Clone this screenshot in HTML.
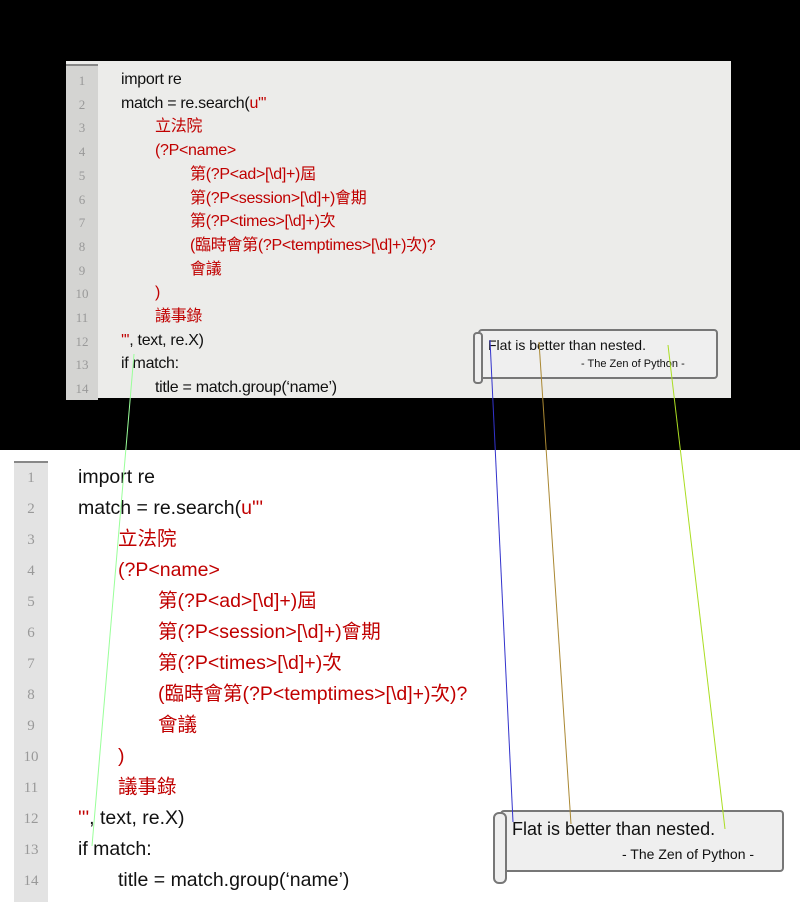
<!DOCTYPE html>
<html><head><meta charset="utf-8"><style>
body{margin:0;width:800px;height:900px;overflow:hidden;background:#fff;font-family:"Liberation Sans","Noto Sans CJK TC",sans-serif;position:relative}
.top{position:absolute;left:0;top:0;width:800px;height:450px;background:#000}
.scr{position:absolute;left:66px;top:61px;width:665px;height:337px;background:#ececea}
.g1{position:absolute;left:66px;top:64px;width:32px;height:334px;background:#d4d4d2;border-top:2px solid #888}
.g2{position:absolute;left:14px;top:461px;width:34px;height:439px;background:#e3e3e3;border-top:2px solid #888}
.l{position:absolute;white-space:nowrap;color:#111;line-height:20px}
.r{color:#c00000}
.n{position:absolute;color:#999;font-family:"Liberation Serif",serif;text-align:center;line-height:20px}
.scroll{position:absolute;background:#efefef;border:2px solid #777;border-radius:4px}
</style></head><body>
<div class="top"></div>
<div class="scr"></div>
<div class="g1"></div>
<div class="g2"></div>
<div id="t"></div>
<div class="scroll" style="left:478px;top:329px;width:236px;height:46px"></div>
<div style="position:absolute;left:473px;top:332px;width:6px;height:48px;border:2px solid #777;border-radius:4px;background:#efefef"></div>
<div class="l" style="left:488px;top:335px;font-size:14px">Flat is better than nested.</div>
<div class="l" style="left:581px;top:354px;font-size:11px">- The Zen of Python -</div>
<div class="scroll" style="left:500px;top:810px;width:280px;height:58px"></div>
<div style="position:absolute;left:493px;top:812px;width:10px;height:68px;border:2px solid #777;border-radius:6px;background:#efefef"></div>
<div class="l" style="left:512px;top:819px;font-size:18px">Flat is better than nested.</div>
<div class="l" style="left:622px;top:844px;font-size:14px">- The Zen of Python -</div>
<svg style="position:absolute;left:0;top:0" width="800" height="900">
<line x1="134" y1="354" x2="92" y2="846" stroke="#9f9" stroke-width="1"/>
<line x1="490" y1="340" x2="513" y2="822" stroke="#33c" stroke-width="1"/>
<line x1="539" y1="342" x2="571" y2="824" stroke="#a83" stroke-width="1"/>
<line x1="668" y1="345" x2="725" y2="829" stroke="#ad2" stroke-width="1"/>
</svg>
<script>
var L=[[0,'import re'],[0,'match = re.search(<span class="r">u\'\'\'</span>'],[1,'<span class="r">立法院</span>'],[1,'<span class="r">(?P&lt;name&gt;</span>'],[2,'<span class="r">第(?P&lt;ad&gt;[\\d]+)屆</span>'],[2,'<span class="r">第(?P&lt;session&gt;[\\d]+)會期</span>'],[2,'<span class="r">第(?P&lt;times&gt;[\\d]+)次</span>'],[2,'<span class="r">(臨時會第(?P&lt;temptimes&gt;[\\d]+)次)?</span>'],[2,'<span class="r">會議</span>'],[1,'<span class="r">)</span>'],[1,'<span class="r">議事錄</span>'],[0,'<span class="r">\'\'\'</span>, text, re.X)'],[0,'if match:'],[1,'title = match.group(‘name’)']];
var h='';
L.forEach(function(a,i){
h+='<div class="n" style="left:66px;width:32px;top:'+(71+i*23.7)+'px;font-size:13px">'+(i+1)+'</div>';
h+='<div class="l" style="left:'+[121,155,190][a[0]]+'px;top:'+(70+i*23.7)+'px;font-size:16px;letter-spacing:-0.3px">'+a[1]+'</div>';
h+='<div class="n" style="left:14px;width:34px;top:'+(468+i*31)+'px;font-size:15px">'+(i+1)+'</div>';
h+='<div class="l" style="left:'+[78,118,158][a[0]]+'px;top:'+(467+i*31)+'px;font-size:19.5px">'+a[1]+'</div>';
});
document.getElementById('t').innerHTML=h;
</script>
</body></html>
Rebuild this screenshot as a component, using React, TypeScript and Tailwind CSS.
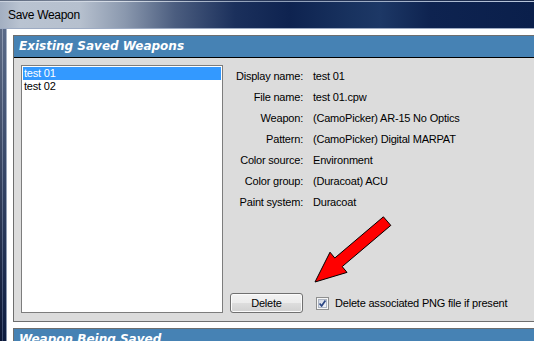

☆ ☆ ☆ ☆ ☆

§ Work required
Leave out the pictures and copy everything else in the records word for word.

§ Output for this task
Clone this screenshot in HTML.
<!DOCTYPE html>
<html><head><meta charset="utf-8"><style>
body{margin:0;width:800px;height:900px;overflow:hidden;background:#fff;font-family:"Liberation Sans","Noto Sans CJK TC",sans-serif;position:relative}
.top{position:absolute;left:0;top:0;width:800px;height:450px;background:#000}
.scr{position:absolute;left:66px;top:61px;width:665px;height:337px;background:#ececea}
.g1{position:absolute;left:66px;top:64px;width:32px;height:334px;background:#d4d4d2;border-top:2px solid #888}
.g2{position:absolute;left:14px;top:461px;width:34px;height:439px;background:#e3e3e3;border-top:2px solid #888}
.l{position:absolute;white-space:nowrap;color:#111;line-height:20px}
.r{color:#c00000}
.n{position:absolute;color:#999;font-family:"Liberation Serif",serif;text-align:center;line-height:20px}
.scroll{position:absolute;background:#efefef;border:2px solid #777;border-radius:4px}
</style></head><body>
<div class="top"></div>
<div class="scr"></div>
<div class="g1"></div>
<div class="g2"></div>
<div id="t"></div>
<div class="scroll" style="left:478px;top:329px;width:236px;height:46px"></div>
<div style="position:absolute;left:473px;top:332px;width:6px;height:48px;border:2px solid #777;border-radius:4px;background:#efefef"></div>
<div class="l" style="left:488px;top:335px;font-size:14px">Flat is better than nested.</div>
<div class="l" style="left:581px;top:354px;font-size:11px">- The Zen of Python -</div>
<div class="scroll" style="left:500px;top:810px;width:280px;height:58px"></div>
<div style="position:absolute;left:493px;top:812px;width:10px;height:68px;border:2px solid #777;border-radius:6px;background:#efefef"></div>
<div class="l" style="left:512px;top:819px;font-size:18px">Flat is better than nested.</div>
<div class="l" style="left:622px;top:844px;font-size:14px">- The Zen of Python -</div>
<svg style="position:absolute;left:0;top:0" width="800" height="900">
<line x1="134" y1="354" x2="92" y2="846" stroke="#9f9" stroke-width="1"/>
<line x1="490" y1="340" x2="513" y2="822" stroke="#33c" stroke-width="1"/>
<line x1="539" y1="342" x2="571" y2="824" stroke="#a83" stroke-width="1"/>
<line x1="668" y1="345" x2="725" y2="829" stroke="#ad2" stroke-width="1"/>
</svg>
<script>
var L=[[0,'import re'],[0,'match = re.search(<span class="r">u\'\'\'</span>'],[1,'<span class="r">立法院</span>'],[1,'<span class="r">(?P&lt;name&gt;</span>'],[2,'<span class="r">第(?P&lt;ad&gt;[\\d]+)屆</span>'],[2,'<span class="r">第(?P&lt;session&gt;[\\d]+)會期</span>'],[2,'<span class="r">第(?P&lt;times&gt;[\\d]+)次</span>'],[2,'<span class="r">(臨時會第(?P&lt;temptimes&gt;[\\d]+)次)?</span>'],[2,'<span class="r">會議</span>'],[1,'<span class="r">)</span>'],[1,'<span class="r">議事錄</span>'],[0,'<span class="r">\'\'\'</span>, text, re.X)'],[0,'if match:'],[1,'title = match.group(‘name’)']];
var h='';
L.forEach(function(a,i){
h+='<div class="n" style="left:66px;width:32px;top:'+(71+i*23.7)+'px;font-size:13px">'+(i+1)+'</div>';
h+='<div class="l" style="left:'+[121,155,190][a[0]]+'px;top:'+(70+i*23.7)+'px;font-size:16px;letter-spacing:-0.3px">'+a[1]+'</div>';
h+='<div class="n" style="left:14px;width:34px;top:'+(468+i*31)+'px;font-size:15px">'+(i+1)+'</div>';
h+='<div class="l" style="left:'+[78,118,158][a[0]]+'px;top:'+(467+i*31)+'px;font-size:19.5px">'+a[1]+'</div>';
});
document.getElementById('t').innerHTML=h;
</script>
</body></html>
Rebuild this screenshot as a component, using React, TypeScript and Tailwind CSS.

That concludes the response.